Any other styles of pizza out there?

  1. h
    harken banks Jul 9, 2009 09:37 AM

    When I first saw your post, I thought you might be referring to Old Forge, New York, which made me think of tomato pie from Utica, New York. I used to eat tomato pie when I lived in Syracuse, but I now live in Chicago and mostly frequent NY style pizza place. However, there is a nice joint up the road from my house that brews their own beer and sells "New Haven style" pizza. I think a good slice of NY style is my favorite though.

    1. jaidee Jul 17, 2009 05:50 AM

      As a Native New Haven-er (now in Manila), I thought the only issues were red sauce vs. white clams and Pep's vs. Sally's. Right now, I would do anything for a picture of Foxon Park soda and a white clam pizza at Pepe's. Wow...

      1 Reply
      1. re: jaidee
        Phurstluv Jul 17, 2009 04:41 PM

        Agreed. As a native New Havener also, now LA transplant, I would kill for Pepe's white clam right now. Alas, it is not to be. Pepe's is a stellar example of fine New Haven Pizza, as is Sally's and I have to say, to give my peeps a shoutout, the little 'burb of North Haven has some great so. Italian pies, namely Modern & Grand Apizza, as well as my old haunt, Bimonte's.

        Never ever heard of Old Forge Pie. Very interesting.

      2. johnb Jul 17, 2009 06:30 AM

        I have had Old Forge Pizza at the Victory Pig, and thought it was OK but not journey-worthy. Now Arcaro and Genell, OTOH, is trip-worthy, but more of a real Italian restaurant than just a pizza place. I had a carry out order of their white pizza, which I recollect had a top crust, lots of cheese, and rosemary--outstanding, but not a "normal" pizza. However, I can't find that exact spec on their website, so my memory of the exact specs on the pizza may not be so good. Their red pizza supposedly is an excellent version of OF style pizza. If Joe H chimes in on this thread I'm sure he will fill in the blanks.

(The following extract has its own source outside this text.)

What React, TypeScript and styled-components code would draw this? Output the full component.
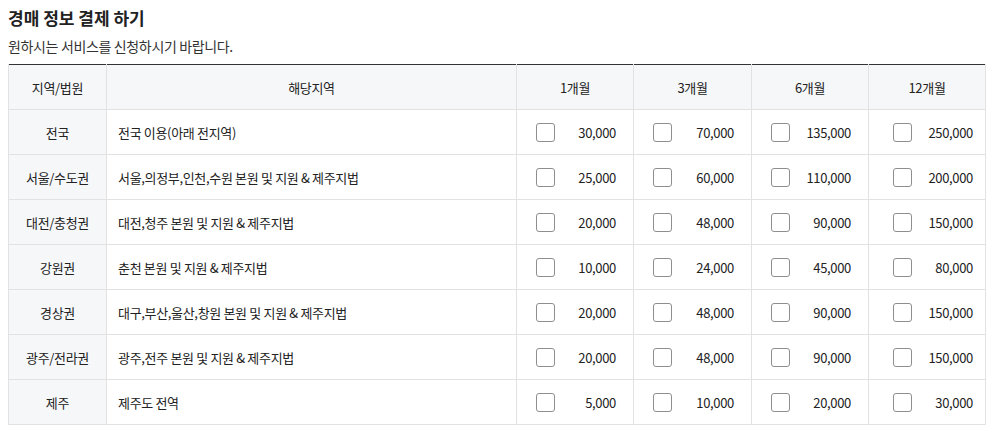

        Another very different pizza style in that same area is Hazleton's "pitza," baked almost exclusively by the Senape bakery. See link:

        http://www.roadfood.com/Forums/Senape...

        5 Replies
        1. re: johnb
          lisavf Jul 17, 2009 07:40 AM

          And if you're native to Hazleton, then you have to love Senape's. It's square pizza and it's meant to be eaten cold (room temperature). It is one thing that must be brought as a gift if you're visiting someone who no longer lives in the area. My co-worker is going to Hawaii in a couple of weeks to visit family who live there, and she has already received her Senape's order to carry on the plane.

          It's a soft and greasy crust about 3/4 inch, with a thick layer of tomato sauce and a sprinkled cheese topping, not mozzarella but parmesan or romano, a hard cheese. I like the corners best because then you just get crispy crust and cheese. It's best when it's fresh from the bakery. They probably sell upwards of 200 boxes of 12 cuts daily, a lot for a pretty small town. When I stop at the bakery for a box, I always buy the box with the biggest grease stain on the bottom. Yummm.

          1. re: lisavf
            s
            Steve Jul 17, 2009 08:26 AM

            Thanks for the tip on Senape's. I'll be back up to the Scranton area sometime at the end of summer, so I will have the opportunity to check that out.

            Trip-worthy, John B, is another question, since I am in the habit of researching and finding great things to eat wherever I happen to go. The big difference from one place to another is opportunity. In some places there is little opportunity to find something great and other places there are many choices.

            1. re: Steve
              lisavf Jul 17, 2009 08:35 AM

              Steve, my best advice is, don't bother buying it anywhere other than the bakery. You're never sure how fresh it is, and it's not really worth it if it's not fresh. And you do want to buy it from the bakery, not the tavern which is just around the corner with the same name. They have very different pizzas. Hope you enjoy!

              1. re: lisavf
                s
                Steve Jul 17, 2009 08:51 AM

                Such specific info, awesome, I love it. Thanks!

              2. re: Steve
                johnb Jul 17, 2009 02:18 PM

                Well, AFAIK the Scranton/Hazelton area is in the "little opportunity" category. I would recommend Arcaro and Genell if you get back there. Other than that, I have little knowledge of places to eat, save perhaps the hot bar at Wegmans, but you have that at home (LOL). You can always pick up a few boxes of pitza of course and bring them home.

          2. c
            Cymry Jul 17, 2009 07:03 PM

            I used to live in Michigan and HATED pizza (although, I must admit, I have since discovered 1 good pizza place in SE MI). After transplanting to NEPA (Northeast PA), I am now addicted! When it comes to Old Forge pizza, I have to concur with the others so far on Arcaro and Genell - better than Revello's. The atmosphere is also very quaint, old style original Old Forge, like going back in time at this Italian restaurant. Savos, another popular Old Forge destination, was a very disappointing experience. There's a place in Clarks Summit and Avoca, Colarusso's, that is Old Forge style -- the tomato, basil and roasted garlic pizza is fantastic! It may be outside the Old Forge alley, but it is worth the slight detour.

            2 Replies
            1. re: Cymry
              johnb Jul 18, 2009 09:03 AM

              Cymry

              I'll be in the Detroit area in a couple of weeks. Which is that pizza place you referred to?

              1. re: johnb
                c
                Cymry Jul 18, 2009 01:01 PM

                Buddy's in Dearborn, a few minutes from the Ford Museum. They have several other locations, too. They have a site: http://www.buddyspizza.com There are several specialty pizzas on the menu - I tried the Original with pepperoni and the Super. The Original was my favourite and I highly recommend it. They also make a decent antipasto salad.